There are places in our town that given their geography and scale, are pretty scary to ride to by yourself, but when you’re there with a score of fellow cyclists, end up becoming a charming little park. Transformations abound, unbound transformationally.

Friday, April 6, 2018

Vortices

As did the Tasmanian Devil in those old Looney Toons cartoons, we ascended like a tornado one height after another.

First, we whirled up through the testing ground, which was funny to think of given that I was already riding the bike I would have wanted to buy.

And then, you might not have noticed, but the Fred way aloft from under the freeway is also a kind of wormhole, leading to yet another, one sanctified by St. Ignatius who apparently admonishes us to go out and set the world on fire which, literally, would have been hard to do given the dampness, although half an hour into things, no more drops fell from the sky.

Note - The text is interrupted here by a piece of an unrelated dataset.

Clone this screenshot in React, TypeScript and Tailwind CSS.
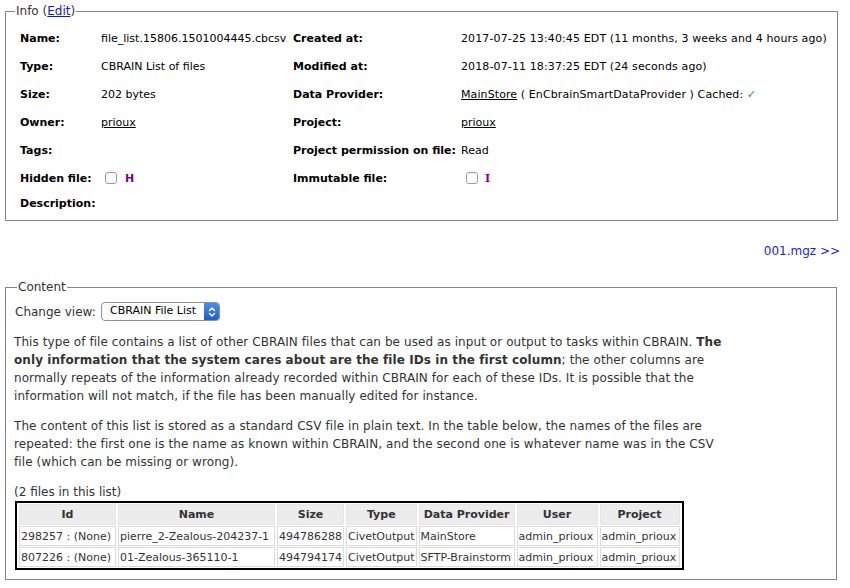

Dead reckoning through the trails opened the secret marble raceway along the newly-paved route and soon enough superfluous laps hardly seemed like more than enough.

Then, there’s only a short up before a much longer down and then you’re being invited by the bartender to drink special extra-large beers around their toasty fireplace.

Moreover, how many places have you ever been where they happily turned off the lights once all the diners had left so that indoor one really felt and looked like an authentic outdoor one?

And to think that all it took was a power-move around a fence and over a pond past razor wire and brambles to make a long-standing wish come true.  The case for eating the rich is made ever stronger by the observation that such a perfect and perfectly flat vortex is usually reserved for the recreational activities of wealthy landowners.  That being said, it was nevertheless thrilling to emerge almost immediately across usually-distant space.

The quotidian is remarkable for those unfamiliar with it, which is yet another reminder that real shortcuts do exist as long as you’re willing and able to ride them.

Flat planes magically ascend, and you’re home before you know it; how can the secret to secret pathways still be a secret?